» Exercise aim: Search the listing below for the string "React" and show each line that contains it.

Some records:
* * *
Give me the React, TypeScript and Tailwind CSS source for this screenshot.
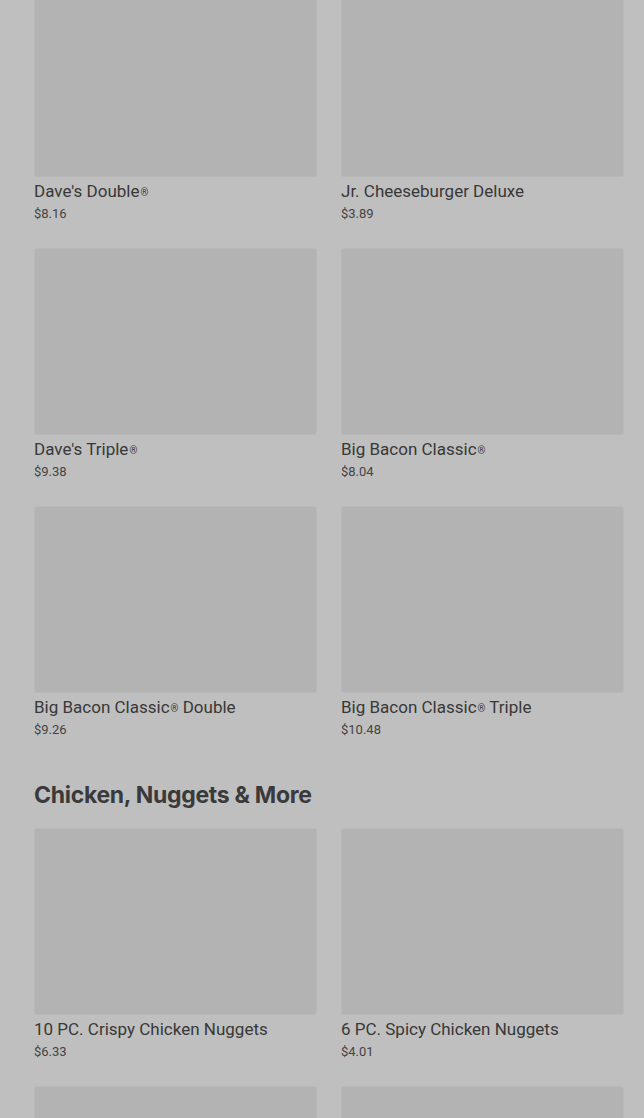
import React from "react";

type Item = { name: string; price: string };

const burgers: Item[] = [
  { name: "Dave's Double®", price: "$8.16" },
  { name: "Jr. Cheeseburger Deluxe", price: "$3.89" },
  { name: "Dave's Triple®", price: "$9.38" },
  { name: "Big Bacon Classic®", price: "$8.04" },
  { name: "Big Bacon Classic® Double", price: "$9.26" },
  { name: "Big Bacon Classic® Triple", price: "$10.48" },
];

const chicken: Item[] = [
  { name: "10 PC. Crispy Chicken Nuggets", price: "$6.33" },
  { name: "6 PC. Spicy Chicken Nuggets", price: "$4.01" },
  { name: "", price: "" },
  { name: "", price: "" },
];

function renderName(name: string) {
  const parts = name.split("®");
  return parts.map((p, i) => (
    <React.Fragment key={i}>
      {p}
      {i < parts.length - 1 && <sup className="text-[10px] relative top-[-1px] ml-[1px]">®</sup>}
    </React.Fragment>
  ));
}

function Card({ item }: { item: Item }) {
  return (
    <div className="flex flex-col">
      <div className="h-[187px] rounded-[3px] bg-[#b3b3b3] border border-[#b8b8b8]" />
      {item.name && (
        <>
          <div
            className="mt-[4px] text-[17px] leading-[20px] text-[#383838] whitespace-nowrap"
            style={{ fontFamily: "Roboto, 'Liberation Sans', sans-serif" }}
          >
            {renderName(item.name)}
          </div>
          <div
            className="mt-[4px] text-[13px] leading-[18px] text-[#444444]"
            style={{ fontFamily: "Roboto, 'Liberation Sans', sans-serif" }}
          >
            {item.price}
          </div>
        </>
      )}
    </div>
  );
}

export default function App() {
  return (
    <div className="min-h-[1118px] h-[1118px] overflow-hidden bg-[#bfbfbf]">
      <div className="mt-[-10px] pl-[34px] pr-[20px] flex flex-col">
        <div className="grid grid-cols-2 gap-x-[24px] gap-y-[25px]">
          {burgers.map((b, i) => (
            <Card key={i} item={b} />
          ))}
        </div>
        <h2
          className="mt-[42px] mb-[19px] text-[23px] leading-[28px] font-bold text-[#3a3a3a] tracking-[-0.3px]"
          style={{ fontFamily: "Inter, 'Liberation Sans', sans-serif" }}
        >
          Chicken, Nuggets &amp; More
        </h2>
        <div className="grid grid-cols-2 gap-x-[24px] gap-y-[25px]">
          {chicken.map((b, i) => (
            <Card key={i} item={b} />
          ))}
        </div>
      </div>
    </div>
  );
}
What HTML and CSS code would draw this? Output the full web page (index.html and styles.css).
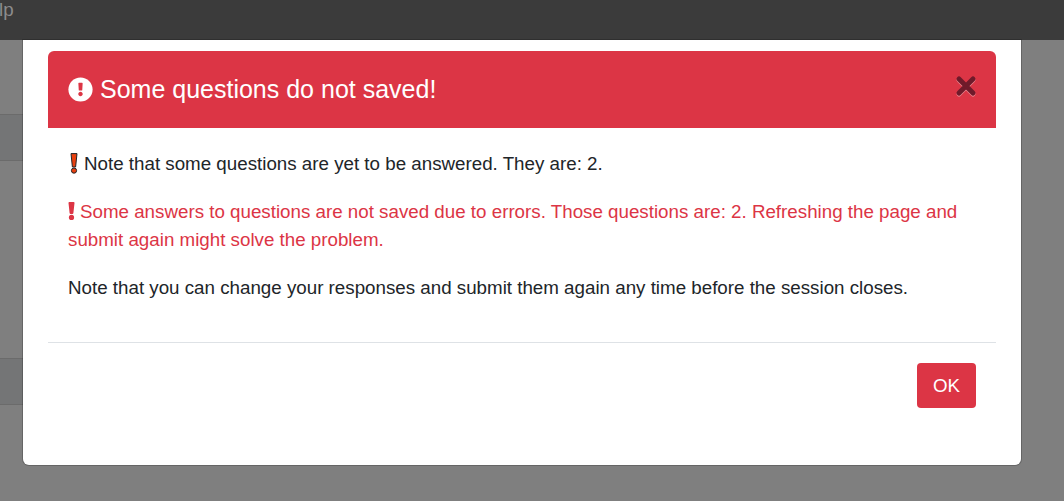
* * *
» Reply:
Give me the React, TypeScript and Tailwind CSS source for this screenshot.
import React from "react";
    <React.Fragment key={i}>
    </React.Fragment>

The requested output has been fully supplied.